>> BEGIN
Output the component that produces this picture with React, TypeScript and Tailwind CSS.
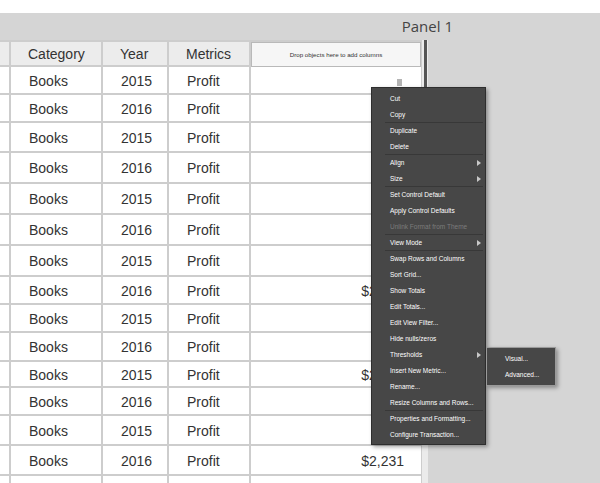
const cols = [
  { key: 'edge', w: 'w-[11px]' },
  { key: 'Category', w: 'w-[92px]' },
  { key: 'Year', w: 'w-[66px]' },
  { key: 'Metrics', w: 'w-[82px]' },
];

const rows = [
  { h: 'h-[28px]', year: '2015' },
  { h: 'h-[28px]', year: '2016' },
  { h: 'h-[30px]', year: '2015' },
  { h: 'h-[31px]', year: '2016' },
  { h: 'h-[31px]', year: '2015' },
  { h: 'h-[31px]', year: '2016' },
  { h: 'h-[31px]', year: '2015' },
  { h: 'h-[28px]', year: '2016', value: '$2,147' },
  { h: 'h-[28px]', year: '2015' },
  { h: 'h-[29px]', year: '2016' },
  { h: 'h-[26px]', year: '2015', value: '$2,108' },
  { h: 'h-[28px]', year: '2016' },
  { h: 'h-[30px]', year: '2015' },
  { h: 'h-[30px]', year: '2016', value: '$2,231' },
  { h: 'h-[30px]', year: '', empty: true },
];

type Item = { label: string; sep?: boolean; sub?: boolean; disabled?: boolean };

const menu: Item[] = [
  { label: 'Cut' },
  { label: 'Copy' },
  { label: 'Duplicate', sep: true },
  { label: 'Delete' },
  { label: 'Align', sep: true, sub: true },
  { label: 'Size', sub: true },
  { label: 'Set Control Default', sep: true },
  { label: 'Apply Control Defaults' },
  { label: 'Unlink Format from Theme', disabled: true },
  { label: 'View Mode', sep: true, sub: true },
  { label: 'Swap Rows and Columns', sep: true },
  { label: 'Sort Grid...' },
  { label: 'Show Totals' },
  { label: 'Edit Totals...' },
  { label: 'Edit View Filter...' },
  { label: 'Hide nulls/zeros' },
  { label: 'Thresholds', sub: true },
  { label: 'Insert New Metric...' },
  { label: 'Rename...' },
  { label: 'Resize Columns and Rows...' },
  { label: 'Properties and Formatting...', sep: true },
  { label: 'Configure Transaction...' },
];

function Arrow() {
  return (
    <svg width="4" height="6" viewBox="0 0 4 6" className="mr-[2px]">
      <path d="M0 0 L4 3 L0 6 Z" fill="#c8c8c8" />
    </svg>
  );
}

export default function App() {
  return (
    <div className="relative flex h-[483px] w-[600px] flex-col overflow-hidden bg-white font-['Liberation_Sans',Arial,sans-serif]">
      <div className="h-[13px] shrink-0 bg-white" />
      <div className="flex flex-1 flex-col bg-[#d5d5d5]">
        <div className="flex h-[27px] shrink-0 items-center justify-end pr-[147px] font-['Open_Sans',sans-serif] text-[15px] text-[#444]">
          Panel 1
        </div>

        <div className="flex">
          <div className="w-[421px] shrink-0 bg-white text-[14px] text-[#333]">
            <div className="flex h-[27px] border-t-2 border-[#cdcdcd] bg-[#ececec]">
              {cols.map((c) => (
                <div
                  key={c.key}
                  className={`${c.w} flex items-center border-r-2 border-b-2 border-[#cdcdcd] pt-[2px] ${
                    c.key === 'edge' ? '' : 'pl-[17px]'
                  }`}
                >
                  {c.key === 'edge' ? '' : c.key}
                </div>
              ))}
              <div className="flex w-[170px] items-center justify-center border border-[#b9b9b9] bg-[#f6f6f6] text-[6.2px] text-[#333]">
                Drop objects here to add columns
              </div>
            </div>
            {rows.map((r, i) => (
              <div key={i} className={`flex ${r.h}`}>
                <div className="w-[11px] border-r-2 border-b-2 border-[#cdcdcd]" />
                <div className="flex w-[92px] items-center border-r-2 border-b-2 border-[#cdcdcd] pt-[2px] pl-[18px]">
                  {r.empty ? '' : 'Books'}
                </div>
                <div className="flex w-[66px] items-center border-r-2 border-b-2 border-[#cdcdcd] pt-[2px] pl-[18px]">
                  {r.year}
                </div>
                <div className="flex w-[82px] items-center border-r-2 border-b-2 border-[#cdcdcd] pt-[2px] pl-[18px]">
                  {r.empty ? '' : 'Profit'}
                </div>
                <div className="flex w-[170px] items-center justify-end border-b-2 border-[#cdcdcd] pt-[2px] pr-[17px]">
                  {r.value}
                </div>
              </div>
            ))}
          </div>
          <div className="flex w-[7px] shrink-0 justify-center border-l border-[#cdcdcd] bg-[#ebebeb]">
            <div className="h-[55px] w-[3px] bg-[#555]" />
          </div>
        </div>
      </div>

      {/* selection handle */}
      <div className="absolute left-[397px] top-[79px] h-[7px] w-[5px] bg-[#b4b4b4]" />

      {/* context menu */}
      <div className="absolute left-[371px] top-[87px] w-[115px] border border-[#2e2e2e] bg-[#474747] py-[2px] text-[6.5px] shadow-[2px_2px_4px_rgba(0,0,0,0.35)]">
        {menu.map((m) => (
          <div
            key={m.label}
            className={`ml-[13px] mr-[2px] flex h-[16px] items-center justify-between border-t pl-[5px] ${
              m.sep ? 'border-[#383838]' : 'border-transparent'
            } ${m.disabled ? 'text-[#7c7c7c]' : 'text-white'}`}
          >
            <span>{m.label}</span>
            {m.sub && <Arrow />}
          </div>
        ))}
      </div>

      {/* thresholds submenu */}
      <div className="absolute left-[486px] top-[347px] w-[70px] border border-[#9a9a9a] bg-[#474747] pt-[3px] pb-[2px] text-[6.5px] text-white shadow-[2px_2px_4px_rgba(0,0,0,0.35)]">
        <div className="flex h-[16px] items-center pl-[18px]">Visual...</div>
        <div className="flex h-[16px] items-center pl-[18px]">Advanced...</div>
      </div>
    </div>
  );
}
>> END
Objective - Copy all the lines of data exactly as they appear, dropping any images.

In response -
Output the component that produces this picture with React, TypeScript and Tailwind CSS.
const cols = [
  { key: 'edge', w: 'w-[11px]' },
  { key: 'Category', w: 'w-[92px]' },
  { key: 'Year', w: 'w-[66px]' },
  { key: 'Metrics', w: 'w-[82px]' },
];

const rows = [
  { h: 'h-[28px]', year: '2015' },
  { h: 'h-[28px]', year: '2016' },
  { h: 'h-[30px]', year: '2015' },
  { h: 'h-[31px]', year: '2016' },
  { h: 'h-[31px]', year: '2015' },
  { h: 'h-[31px]', year: '2016' },
  { h: 'h-[31px]', year: '2015' },
  { h: 'h-[28px]', year: '2016', value: '$2,147' },
  { h: 'h-[28px]', year: '2015' },
  { h: 'h-[29px]', year: '2016' },
  { h: 'h-[26px]', year: '2015', value: '$2,108' },
  { h: 'h-[28px]', year: '2016' },
  { h: 'h-[30px]', year: '2015' },
  { h: 'h-[30px]', year: '2016', value: '$2,231' },
  { h: 'h-[30px]', year: '', empty: true },
];

type Item = { label: string; sep?: boolean; sub?: boolean; disabled?: boolean };

const menu: Item[] = [
  { label: 'Cut' },
  { label: 'Copy' },
  { label: 'Duplicate', sep: true },
  { label: 'Delete' },
  { label: 'Align', sep: true, sub: true },
  { label: 'Size', sub: true },
  { label: 'Set Control Default', sep: true },
  { label: 'Apply Control Defaults' },
  { label: 'Unlink Format from Theme', disabled: true },
  { label: 'View Mode', sep: true, sub: true },
  { label: 'Swap Rows and Columns', sep: true },
  { label: 'Sort Grid...' },
  { label: 'Show Totals' },
  { label: 'Edit Totals...' },
  { label: 'Edit View Filter...' },
  { label: 'Hide nulls/zeros' },
  { label: 'Thresholds', sub: true },
  { label: 'Insert New Metric...' },
  { label: 'Rename...' },
  { label: 'Resize Columns and Rows...' },
  { label: 'Properties and Formatting...', sep: true },
  { label: 'Configure Transaction...' },
];

function Arrow() {
  return (
    <svg width="4" height="6" viewBox="0 0 4 6" className="mr-[2px]">
      <path d="M0 0 L4 3 L0 6 Z" fill="#c8c8c8" />
    </svg>
  );
}

export default function App() {
  return (
    <div className="relative flex h-[483px] w-[600px] flex-col overflow-hidden bg-white font-['Liberation_Sans',Arial,sans-serif]">
      <div className="h-[13px] shrink-0 bg-white" />
      <div className="flex flex-1 flex-col bg-[#d5d5d5]">
        <div className="flex h-[27px] shrink-0 items-center justify-end pr-[147px] font-['Open_Sans',sans-serif] text-[15px] text-[#444]">
          Panel 1
        </div>

        <div className="flex">
          <div className="w-[421px] shrink-0 bg-white text-[14px] text-[#333]">
            <div className="flex h-[27px] border-t-2 border-[#cdcdcd] bg-[#ececec]">
              {cols.map((c) => (
                <div
                  key={c.key}
                  className={`${c.w} flex items-center border-r-2 border-b-2 border-[#cdcdcd] pt-[2px] ${
                    c.key === 'edge' ? '' : 'pl-[17px]'
                  }`}
                >
                  {c.key === 'edge' ? '' : c.key}
                </div>
              ))}
              <div className="flex w-[170px] items-center justify-center border border-[#b9b9b9] bg-[#f6f6f6] text-[6.2px] text-[#333]">
                Drop objects here to add columns
              </div>
            </div>
            {rows.map((r, i) => (
              <div key={i} className={`flex ${r.h}`}>
                <div className="w-[11px] border-r-2 border-b-2 border-[#cdcdcd]" />
                <div className="flex w-[92px] items-center border-r-2 border-b-2 border-[#cdcdcd] pt-[2px] pl-[18px]">
                  {r.empty ? '' : 'Books'}
                </div>
                <div className="flex w-[66px] items-center border-r-2 border-b-2 border-[#cdcdcd] pt-[2px] pl-[18px]">
                  {r.year}
                </div>
                <div className="flex w-[82px] items-center border-r-2 border-b-2 border-[#cdcdcd] pt-[2px] pl-[18px]">
                  {r.empty ? '' : 'Profit'}
                </div>
                <div className="flex w-[170px] items-center justify-end border-b-2 border-[#cdcdcd] pt-[2px] pr-[17px]">
                  {r.value}
                </div>
              </div>
            ))}
          </div>
          <div className="flex w-[7px] shrink-0 justify-center border-l border-[#cdcdcd] bg-[#ebebeb]">
            <div className="h-[55px] w-[3px] bg-[#555]" />
          </div>
        </div>
      </div>

      {/* selection handle */}
      <div className="absolute left-[397px] top-[79px] h-[7px] w-[5px] bg-[#b4b4b4]" />

      {/* context menu */}
      <div className="absolute left-[371px] top-[87px] w-[115px] border border-[#2e2e2e] bg-[#474747] py-[2px] text-[6.5px] shadow-[2px_2px_4px_rgba(0,0,0,0.35)]">
        {menu.map((m) => (
          <div
            key={m.label}
            className={`ml-[13px] mr-[2px] flex h-[16px] items-center justify-between border-t pl-[5px] ${
              m.sep ? 'border-[#383838]' : 'border-transparent'
            } ${m.disabled ? 'text-[#7c7c7c]' : 'text-white'}`}
          >
            <span>{m.label}</span>
            {m.sub && <Arrow />}
          </div>
        ))}
      </div>

      {/* thresholds submenu */}
      <div className="absolute left-[486px] top-[347px] w-[70px] border border-[#9a9a9a] bg-[#474747] pt-[3px] pb-[2px] text-[6.5px] text-white shadow-[2px_2px_4px_rgba(0,0,0,0.35)]">
        <div className="flex h-[16px] items-center pl-[18px]">Visual...</div>
        <div className="flex h-[16px] items-center pl-[18px]">Advanced...</div>
      </div>
    </div>
  );
}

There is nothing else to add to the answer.